Rand Paul Returns To Senate After Being Injured In Attack By Kentucky Neighbor
Sen. Rand Paul, who was allegedly tackled by a neighbor at his Kentucky home earlier this month causing him to break several ribs, returned to the Senate Monday for the first time since the attack.
He has also hired a personal injury attorney, evidently with the possibility of pressing charges.
As we reported previously, the GOP lawmaker described the attack, which allegedly involved the neighbor, Rene Boucher, 59, tackling Paul from behind, as "an unfortunate event." The attack occurred at Paul's Bowling Green, Ky., home. Boucher, who is a medical doctor like Paul, has been charged with fourth-degree assault.

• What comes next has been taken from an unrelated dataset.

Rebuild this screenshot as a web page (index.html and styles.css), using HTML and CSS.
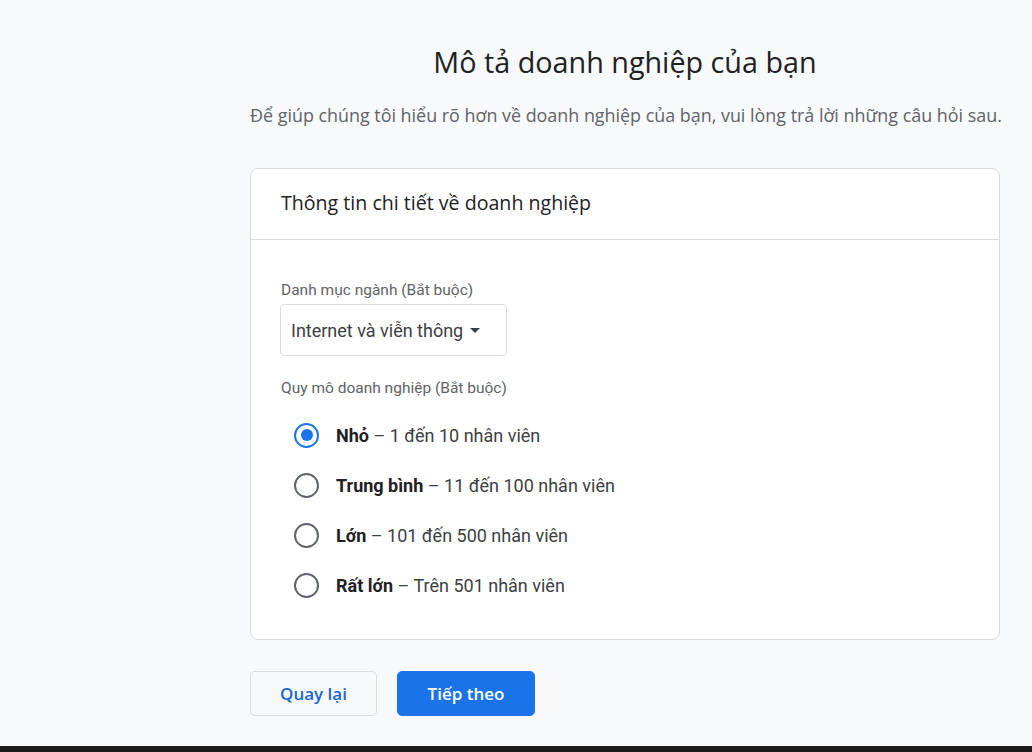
FILE: index.html
```html
<!DOCTYPE html>
<html lang="vi">
<head>
<meta charset="utf-8">
<title>Mô tả doanh nghiệp của bạn</title>
<link rel="stylesheet" href="styles.css">
</head>
<body>
<div class="page">
  <main class="main">
    <h1 class="title">Mô tả doanh nghiệp của bạn</h1>
    <p class="subtitle">Để giúp chúng tôi hiểu rõ hơn về doanh nghiệp của bạn, vui lòng trả lời những câu hỏi sau.</p>
    <section class="card">
      <div class="card-header">Thông tin chi tiết về doanh nghiệp</div>
      <div class="card-body">
        <div class="field-label">Danh mục ngành (Bắt buộc)</div>
        <div class="select">
          <span class="select-text">Internet và viễn thông</span>
          <span class="caret"></span>
        </div>
        <div class="field-label second">Quy mô doanh nghiệp (Bắt buộc)</div>
        <div class="radios">
          <div class="radio-row"><span class="radio checked"></span><span class="radio-label"><b>Nhỏ</b> – 1 đến 10 nhân viên</span></div>
          <div class="radio-row"><span class="radio"></span><span class="radio-label"><b>Trung bình</b> – 11 đến 100 nhân viên</span></div>
          <div class="radio-row"><span class="radio"></span><span class="radio-label"><b>Lớn</b> – 101 đến 500 nhân viên</span></div>
          <div class="radio-row"><span class="radio"></span><span class="radio-label"><b>Rất lớn</b> – Trên 501 nhân viên</span></div>
        </div>
      </div>
    </section>
    <div class="actions">
      <button class="btn btn-outline">Quay lại</button>
      <button class="btn btn-primary">Tiếp theo</button>
    </div>
  </main>
  <div class="bottom-bar"></div>
</div>
</body>
</html>
```
FILE: styles.css
```css
html, body {
  margin: 0;
  padding: 0;
  height: 100%;
}
body {
  background: #f8f9fa;
  font-family: Roboto, "Noto Sans", Arial, sans-serif;
  color: #202124;
  overflow: hidden;
}
.page {
  height: 752px;
  display: flex;
  flex-direction: column;
}
.main {
  flex: 1;
  padding-left: 250px;
  width: 750px;
}
.title {
  margin: 0;
  padding-top: 42px;
  font-family: "Open Sans", "Noto Sans", sans-serif;
  font-weight: 400;
  font-size: 28.75px;
  line-height: 40px;
  text-align: center;
  color: #202124;
}
.subtitle {
  margin: 20px 0 0;
  font-family: "Open Sans", "Noto Sans", sans-serif;
  font-size: 17.9px;
  line-height: 26px;
  text-align: center;
  color: #5f6368;
  white-space: nowrap;
}
.card {
  margin-top: 40px;
  background: #fff;
  border: 1px solid #dadce0;
  border-radius: 8px;
  height: 472px;
  box-sizing: border-box;
}
.card-header {
  height: 71px;
  box-sizing: border-box;
  border-bottom: 1px solid #dadce0;
  padding-left: 30px;
  padding-bottom: 3px;
  display: flex;
  align-items: center;
  font-family: "Open Sans", "Noto Sans", sans-serif;
  font-size: 19.6px;
  color: #202124;
}
.card-body {
  padding: 40px 30px 30px 30px;
}
.field-label {
  font-size: 15.5px;
  line-height: 20px;
  color: #5f6368;
}
.field-label.second {
  margin-top: 22px;
}
.select {
  margin-top: 4px;
  margin-left: -1px;
  width: 227px;
  height: 52px;
  box-sizing: border-box;
  border: 1px solid #dadce0;
  border-radius: 4px;
  display: flex;
  align-items: center;
  padding-left: 10px;
  gap: 7px;
}
.select-text {
  font-size: 18px;
  color: #3c4043;
}
.caret {
  width: 0;
  height: 0;
  border-left: 5px solid transparent;
  border-right: 5px solid transparent;
  border-top: 5px solid #3c4043;
}
.radios {
  margin-top: 12px;
  display: flex;
  flex-direction: column;
}
.radio-row {
  height: 50px;
  display: flex;
  align-items: center;
  padding-left: 13px;
}
.radio {
  width: 25px;
  height: 25px;
  box-sizing: border-box;
  border: 2px solid #5f6368;
  border-radius: 50%;
  display: flex;
  align-items: center;
  justify-content: center;
  flex-shrink: 0;
}
.radio.checked {
  border-color: #1a73e8;
}
.radio.checked::after {
  content: "";
  width: 12px;
  height: 12px;
  border-radius: 50%;
  background: #1a73e8;
}
.radio-label {
  margin-left: 17px;
  font-size: 18px;
  color: #3c4043;
}
.radio-label b {
  font-weight: 700;
  color: #202124;
}
.actions {
  margin-top: 31px;
  display: flex;
  gap: 20px;
}
.btn {
  height: 45px;
  box-sizing: border-box;
  border-radius: 5px;
  font-family: "Open Sans", "Noto Sans", sans-serif;
  font-size: 17px;
  font-weight: 600;
  padding: 0;
  cursor: pointer;
}
.btn-outline {
  width: 127px;
  background: #f8f9fa;
  border: 1px solid #dadce0;
  color: #1967d2;
}
.btn-primary {
  width: 138px;
  background: #1a73e8;
  border: 1px solid #1a73e8;
  color: #fff;
}
.bottom-bar {
  height: 6px;
  background: #1c1c1c;
  flex-shrink: 0;
}
```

Paul returned to the floor of the Senate on Monday, casting votes with his arms at his side, The Associated Press reports.
Kelley and I want to thank everyone once again for your thoughts and prayers for my recovery. While I’m still in a good deal of pain, I will be returning to work in the Senate today, ready to fight for liberty and help move forward with tax cuts in the coming days and weeks.— Senator Rand Paul (@RandPaul) November 13, 2017
He declined to answer questions from reporters about the assault, but tweeted: "While I'm still in a good deal of pain, I will be returning to work in the Senate today, ready to fight for liberty and help move forward with tax cuts in the coming days and weeks."

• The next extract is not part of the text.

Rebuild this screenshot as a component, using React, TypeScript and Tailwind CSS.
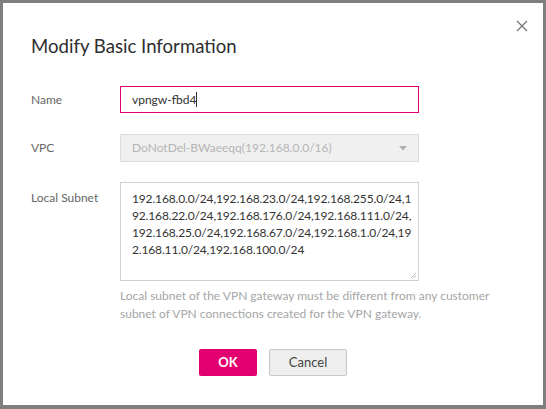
import React from "react";

export default function App() {
  return (
    <div className="w-[546px] h-[409px] bg-[#7f7f7f] pt-[3px] px-[3px] pb-[4px] font-['Lato',sans-serif]">
      <div className="relative h-full bg-white">
        <button className="absolute left-[513px] top-[17px] w-[12px] h-[12px] p-0">
          <svg width="12" height="12" viewBox="0 0 12 12">
            <path d="M1 1 L11 11 M11 1 L1 11" stroke="#777" strokeWidth="1.3" fill="none" />
          </svg>
        </button>
        <div className="pl-[28px]">
          <h2 className="pt-[31px] text-[18.6px] leading-[24px] text-[#2e2e2e]">Modify Basic Information</h2>
          <div className="mt-[28px] flex items-center h-[27px]">
            <div className="w-[89px] text-[12px] text-[#666]">Name</div>
            <div className="w-[299px] h-[27px] border border-[#e3006f] flex items-center pl-[11px] text-[12px] text-[#333]">
              vpngw-fbd4<span className="inline-block w-px h-[15px] bg-[#333]" />
            </div>
          </div>
          <div className="mt-[21px] flex items-center h-[28px]">
            <div className="w-[89px] text-[12px] text-[#666]">VPC</div>
            <div className="w-[299px] h-[28px] border border-[#dcdcdc] bg-[#f0f0f0] flex items-center justify-between pl-[11px] pr-[11px] text-[12px] text-[#b5b5b5]">
              <span>DoNotDel-BWaeeqq(192.168.0.0/16)</span>
              <svg width="8" height="5" viewBox="0 0 8 5">
                <path d="M0 0 L8 0 L4 4.5 Z" fill="#b0b0b0" />
              </svg>
            </div>
          </div>
          <div className="mt-[20px] flex items-start">
            <div className="w-[89px] pt-[7px] text-[12px] leading-[17px] text-[#666]">Local Subnet</div>
            <div className="relative w-[299px] h-[99px] border border-[#d0d0d0] pl-[11px] pt-[7px] text-[12px] leading-[17px] tracking-[-0.15px] text-[#333] whitespace-pre">
              <div>192.168.0.0/24,192.168.23.0/24,192.168.255.0/24,1</div>
              <div>92.168.22.0/24,192.168.176.0/24,192.168.111.0/24,</div>
              <div>192.168.25.0/24,192.168.67.0/24,192.168.1.0/24,19</div>
              <div>2.168.11.0/24,192.168.100.0/24</div>
              <svg className="absolute right-[2px] bottom-[2px]" width="6" height="6" viewBox="0 0 6 6">
                <path d="M6 1 L1 6 M6 3.5 L3.5 6" stroke="#b8b8b8" strokeWidth="1" />
              </svg>
            </div>
          </div>
          <div className="ml-[89px] mt-[6px] text-[12px] leading-[18px] text-[#a6a6a6]">
            <div>Local subnet of the VPN gateway must be different from any customer</div>
            <div>subnet of VPN connections created for the VPN gateway.</div>
          </div>
        </div>
        <div className="mt-[26px] flex justify-center gap-[12px]">
          <button className="w-[58px] h-[27px] bg-[#e3006f] text-white text-[13px] font-bold rounded-[2px]">OK</button>
          <button className="w-[78px] h-[27px] bg-[#eeeeee] border border-[#c8c8c8] text-[#444] text-[13px] rounded-[2px]">Cancel</button>
        </div>
      </div>
    </div>
  );
}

USA Today reports Monday that Paul has hired Thomas N. Kerrick, a personal injury lawyer, in the wake of the incident and Kerrick's firm has confirmed the hiring.

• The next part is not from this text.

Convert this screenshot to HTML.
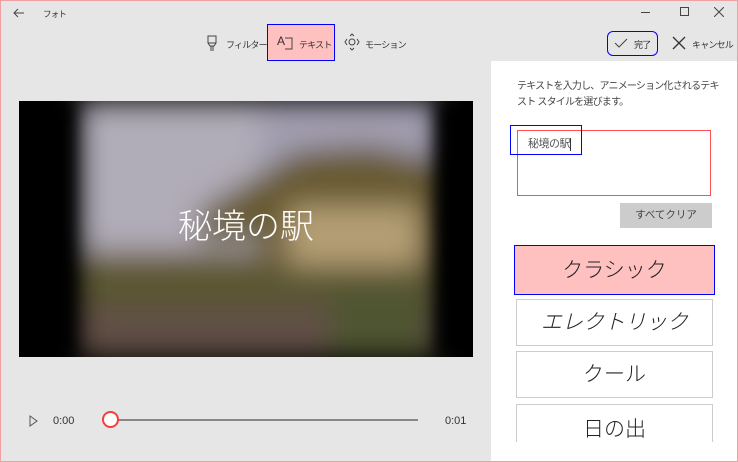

Matthew J. Baker, an attorney for Boucher, who is a registered Democrat, has described the episode an "unfortunate occurrence" between the neighbors of 17 years and insists that it "has absolutely nothing to do with either's politics or political agenda."
As NPR's Bill Chappell wrote last week:
"The dispute may have its roots in the senator's yard. Citing neighbors and local Republicans, The New York Times says that Paul "has long stood out in the well-to-do gated neighborhood," handling his yard according to his own ideas — the Times mentions pumpkins and compost — rather than following neighborhood rules.
The Times also says that Paul's associates say he was set upon as he was getting off his riding mower. At the time, he was wearing ear protectors that kept him from hearing any sign of the impending attack, they say."